How blogging changes the journalistic interview

Jeff Jarvis had a thoughtful piece about the impact of blogging on journalistic interviewing. Excerpt:

Scott Rosenberg, founder of Salon.com, responded on his blog: “But mostly, it’s because reporters hope to use the conversational environment as a space in which to prod, wheedle, cajole and possibly trip up their interviewee. Any reporter who doesn’t admit this is lying, either to his listener or to himself.” Rosenberg extends his conspiracy theory to argue that phoners “have the additional advantage of (usually) leaving no record, giving journalism’s more malicious practitioners a chance to distort without exposure, and its lazier representatives an opportunity to goof without fear.”

Well, I say there’s a better way. The asynchronous email interview allows the subject to actually think through an answer – and, again, if information is the goal, what’s the harm in that? If the reporter has time to edit the words to be more accurate and articulate, why shouldn’t the source?
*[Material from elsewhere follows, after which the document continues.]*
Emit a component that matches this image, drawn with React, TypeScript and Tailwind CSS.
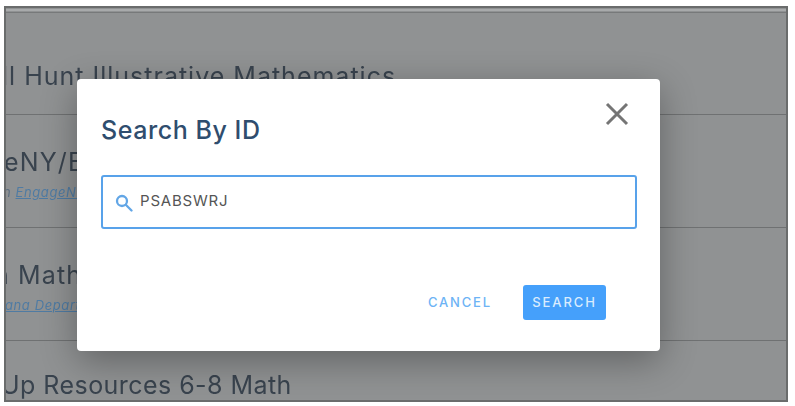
import React from "react";

const font = { fontFamily: '"Inter","Open Sans",sans-serif' };
const title = "block text-[25px] leading-[30px] tracking-[1.15px] text-[#39434e]";

export default function App() {
  return (
    <div className="w-[795px] h-[406px] bg-white overflow-hidden relative" style={font}>
      <div className="absolute left-[4px] top-[6px] w-[784px] h-[396px] border-2 border-[#6a6c6c] bg-[#909293] overflow-hidden blur-[0.4px]">
        <div className="h-[4px] mt-[1px] border-t-2 border-[#a8aaab] border-b border-b-[#77797a]" />
        <div className="h-[102px] border-b border-[#6f7172] overflow-hidden whitespace-nowrap">
          <span className="block text-[25px] leading-[30px] tracking-[1px] text-[#39434e] mt-[48px] -ml-[4px]">ll Hunt Illustrative Mathematics</span>
        </div>
        <div className="h-[113px] border-b border-[#6f7172] overflow-hidden whitespace-nowrap">
          <span className={`${title} mt-[32px] -ml-[2px]`}>eNY/Eureka</span>
          <span className="block text-[13px] leading-[16px] italic text-[#5d6f80] tracking-[0.6px] mt-[7px] -ml-[3px]">n <span className="underline text-[#4f7ba3]">EngageNY</span></span>
        </div>
        <div className="h-[113px] border-b border-[#6f7172] overflow-hidden whitespace-nowrap">
          <span className={`${title} mt-[32px] -ml-[12px]`}>n Math</span>
          <span className="block text-[13px] leading-[16px] italic underline text-[#4f7ba3] tracking-[0.6px] mt-[7px] -ml-[1px]">ana Department</span>
        </div>
        <div className="overflow-hidden whitespace-nowrap">
          <span className="block text-[25px] leading-[30px] tracking-[0.45px] text-[#39434e] mt-[29px] -ml-[5px]">Up Resources 6-8 Math</span>
        </div>
      </div>

      <div className="absolute left-[77px] top-[79px] w-[583px] h-[272px] bg-white rounded-[4px] shadow-[0_10px_36px_rgba(0,0,0,0.32)] flex flex-col pl-[24px] pr-[23px]">
        <div className="flex items-start justify-between h-[96px] shrink-0">
          <h2 className="text-[25px] leading-[30px] font-medium tracking-[0.55px] text-[#2f4d6e] mt-[36px]">Search By ID</h2>
          <svg width="24" height="24" viewBox="0 0 24 24" className="mt-[23px] mr-[8px] text-[#757575]" fill="none" stroke="currentColor" strokeWidth="3">
            <path d="M2 2 L22 22 M22 2 L2 22" />
          </svg>
        </div>
        <div className="h-[54px] border-2 border-[#58a2ea] rounded-[3px] flex items-center pl-[12px] gap-[7px] shrink-0">
          <svg width="18" height="18" viewBox="0 0 18 18" fill="none" stroke="#62a6e6" strokeWidth="2.3" className="mt-[1px]">
            <circle cx="7" cy="7" r="5" />
            <path d="M10.8 10.8 L16.5 16.5" strokeLinecap="round" />
          </svg>
          <span className="text-[15px] leading-[20px] -mt-[3px] text-[#555] tracking-[0.8px]">PSABSWRJ</span>
        </div>
        <div className="flex items-center justify-end mt-[56px] mr-[31px] gap-[31px]">
          <button className="text-[13px] font-medium tracking-[1.85px] text-[#6db3f5]">CANCEL</button>
          <button className="w-[83px] h-[35px] rounded-[3px] bg-[#45a0fb] text-[13px] font-medium tracking-[1.9px] text-[#d9ecfe]">SEARCH</button>
        </div>
      </div>
    </div>
  );
}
Putting the exchange in writing also puts it on the record so no one can claim misquotation. Of course, quotes may still be taken out of context, but the solution to that is the link: why shouldn’t any quote in a story link to its place in the fuller interview? There’s the context.

I spent an hour yesterday doing an email interview and found it much more satisfactory than the conventional audio or TV version.